Anita, like so many of the other 22,000 employees of General Motors, brings a diverse voice and view to the company’s products and operations. “This has been huge in last few years, listening to clear messages coming from outside the company, the bankruptcy, but we also started listening to ourselves, to the people who were doing [these jobs] every day. We realized we needed to do things differently,” she said. And when the message is clear and people’s views bring value to the process, “everyone comes to work dedicated and enthused about what we do every day.” One of the values that she embraces the idea that “we should always strive to do everything better,” she says.
But what really fires up her passion? “The best opportunities happened when I stepped out of my comfort zone, or when someone had an idea and it opened up other things.” Going to work for GM in itself was a step of out of her comfort zone, and it was the chance to think out of the box that was so alluring to her, more than simply engineering cars.

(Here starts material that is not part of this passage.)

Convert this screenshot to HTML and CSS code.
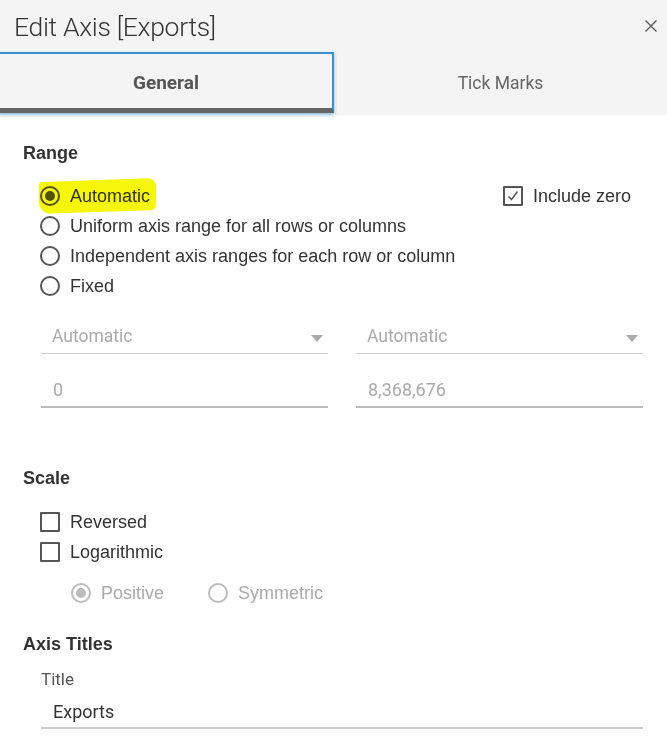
FILE: index.html
```html
<!DOCTYPE html>
<html>
<head>
<meta charset="utf-8">
<link rel="stylesheet" href="styles.css">
</head>
<body>
<div class="dialog">
  <header class="head">
    <div class="titlebar">
      <h1 class="title">Edit Axis [Exports]</h1>
      <span class="close">
        <svg width="14" height="14" viewBox="0 0 14 14"><path d="M1.5 1.5 L12.5 12.5 M12.5 1.5 L1.5 12.5" stroke="#555" stroke-width="1.3" fill="none"/></svg>
      </span>
    </div>
    <div class="tabs">
      <div class="tab active">General</div>
      <div class="tab">Tick Marks</div>
    </div>
  </header>
  <main class="content">
    <section class="range">
      <h2 class="heading">Range</h2>
      <div class="range-top">
        <div class="radios">
          <div class="row hl-row"><span class="radio on"></span><span class="label">Automatic</span><span class="marker"></span></div>
          <div class="row"><span class="radio"></span><span class="label">Uniform axis range for all rows or columns</span></div>
          <div class="row"><span class="radio"></span><span class="label">Independent axis ranges for each row or column</span></div>
          <div class="row"><span class="radio"></span><span class="label">Fixed</span></div>
        </div>
        <div class="row include"><span class="check on">
          <svg width="14" height="14" viewBox="0 0 14 14"><path d="M2.5 7.5 L5.5 10.5 L11.5 2.5" stroke="#555" stroke-width="1.5" fill="none"/></svg>
        </span><span class="label">Include zero</span></div>
      </div>
      <div class="fields">
        <div class="select"><span>Automatic</span><span class="arrow"></span></div>
        <div class="select"><span>Automatic</span><span class="arrow"></span></div>
        <div class="input">0</div>
        <div class="input">8,368,676</div>
      </div>
    </section>
    <section class="scale">
      <h2 class="heading">Scale</h2>
      <div class="checks">
        <div class="row"><span class="check"></span><span class="label">Reversed</span></div>
        <div class="row"><span class="check"></span><span class="label">Logarithmic</span></div>
      </div>
      <div class="subradios">
        <div class="row dis"><span class="radio on"></span><span class="label">Positive</span></div>
        <div class="row dis"><span class="radio"></span><span class="label">Symmetric</span></div>
      </div>
    </section>
    <section class="titles">
      <h2 class="heading">Axis Titles</h2>
      <div class="sublabel">Title</div>
      <div class="titleinput">Exports</div>
    </section>
  </main>
</div>
</body>
</html>
```

FILE: styles.css
```css
* { box-sizing: border-box; }
html, body { margin: 0; padding: 0; background: #fff; }
body {
  font-family: "Liberation Sans", Arial, sans-serif;
  color: #333;
  width: 667px;
  height: 745px;
  overflow: hidden;
}
.head { background: #f4f4f4; height: 115px; }
.titlebar {
  height: 52px;
  display: flex;
  align-items: center;
  justify-content: space-between;
  padding: 0 9px 0 14px;
}
.title {
  margin: 0;
  font-family: Roboto, "Liberation Sans", sans-serif;
  font-weight: 300;
  font-size: 26.5px;
  color: #333;
  letter-spacing: -0.3px;
}
.close { display: flex; width: 14px; height: 14px; }
.tabs { display: flex; height: 61px; }
.tab {
  flex: 1;
  display: flex;
  align-items: center;
  justify-content: center;
  font-family: Roboto, "Liberation Sans", sans-serif;
  font-size: 17.5px;
  color: #666;
}
.tab.active {
  flex: 0 0 336px;
  margin-left: -2px;
  border: 2px solid #3b8fd0;
  border-bottom: 5px solid #666;
  box-shadow: 0 2px 4px rgba(59, 143, 208, 0.55);
  font-weight: 700;
  font-size: 19px;
  color: #555;
  padding-top: 2px;
  position: relative;
  z-index: 1;
}
.content { padding: 0 23px 0 23px; }
.heading {
  margin: 0;
  font-size: 18px;
  font-weight: 700;
  color: #333;
  height: 20px;
  line-height: 20px;
}
.range { padding-top: 28px; }
.range-top { display: flex; justify-content: space-between; margin-top: 18px; }
.radios { display: flex; flex-direction: column; padding-left: 17px; }
.row {
  display: flex;
  align-items: center;
  height: 30px;
  font-size: 18px;
  color: #333;
  position: relative;
}
.label { position: relative; z-index: 1; }
.radio {
  width: 20px;
  height: 20px;
  border: 2px solid #555;
  border-radius: 50%;
  margin-right: 10px;
  display: flex;
  align-items: center;
  justify-content: center;
  flex: none;
  background: #fff;
}
.radio.on::after {
  content: "";
  width: 10px;
  height: 10px;
  border-radius: 50%;
  background: #555;
}
.marker {
  position: absolute;
  left: -1px;
  top: -1px;
  width: 117px;
  height: 32px;
  background: #f6f50c;
  mix-blend-mode: multiply;
  border-radius: 3px 8px 5px 12px;
  transform: skewY(-2deg);
  z-index: 2;
}
.check {
  width: 20px;
  height: 20px;
  border: 2px solid #555;
  border-radius: 1px;
  margin-right: 10px;
  display: flex;
  align-items: center;
  justify-content: center;
  flex: none;
}
.include { margin-right: 13px; align-self: flex-start; }
.fields {
  display: grid;
  grid-template-columns: 287px 287px;
  column-gap: 28px;
  margin-left: 18px;
  margin-top: 17px;
}
.select {
  height: 36px;
  border-bottom: 1px solid #ccc;
  display: flex;
  align-items: center;
  justify-content: space-between;
  padding: 0 5px 0 11px;
  font-family: Roboto, "Liberation Sans", sans-serif;
  font-size: 17.5px;
  color: #aaa;
}
.arrow {
  width: 0; height: 0;
  border-left: 6px solid transparent;
  border-right: 6px solid transparent;
  border-top: 7px solid #aaa;
  margin-top: 5px;
}
.input {
  height: 54px;
  border-bottom: 2px solid #bbb;
  display: flex;
  align-items: center;
  padding: 18px 0 0 12px;
  font-family: Roboto, "Liberation Sans", sans-serif;
  font-size: 18px;
  color: #aaa;
}
.scale { padding-top: 60px; }
.checks { display: flex; flex-direction: column; margin-top: 19px; padding-left: 17px; }
.subradios { display: flex; gap: 44px; padding-left: 48px; margin-top: 11px; }
.row.dis { color: #aaa; }
.row.dis .radio { border-color: #bbb; }
.row.dis .radio.on::after { background: #bbb; }
.titles { padding-top: 26px; }
.sublabel {
  margin-left: 18px;
  margin-top: 15px;
  font-family: Roboto, "Liberation Sans", sans-serif;
  font-size: 17px;
  color: #555;
  height: 20px;
  line-height: 20px;
}
.titleinput {
  margin: 0 0 0 18px;
  width: 602px;
  height: 40px;
  border-bottom: 2px solid #ccc;
  padding: 13px 0 0 12px;
  font-family: Roboto, "Liberation Sans", sans-serif;
  font-size: 18px;
  color: #333;
  line-height: 20px;
}
```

Anita hopes to inspire others, especially women, to find fun and passion in engineering. It needs to be “transparent and visible to girls that there are a lot of things to do with math and science; so often they don’t see the possibilities outside what’s in the textbooks, they don’t see the links to the great things you can do. But I think that’s changing and schools are showing where the great opportunities are.
But mentoring and development on the job is just as important. “I mentor men and women,” Anita says. “I’ve mentored people in other cultures as well. It’s important to encourage people to step out of their comfort zone. Even if it’s a disaster, you’ll learn something. We spend so much time at our jobs, you have to love what you’re doing.”
For all her efforts—building her own path, helping others and helping to change the way things are done at GM—what is most rewarding for Anita? “Seeing your vehicle roll off the assembly line,’ Anita says. “The only thing better is seeing them on the roads now, with customers driving them, seeing someone who purchased this truck.”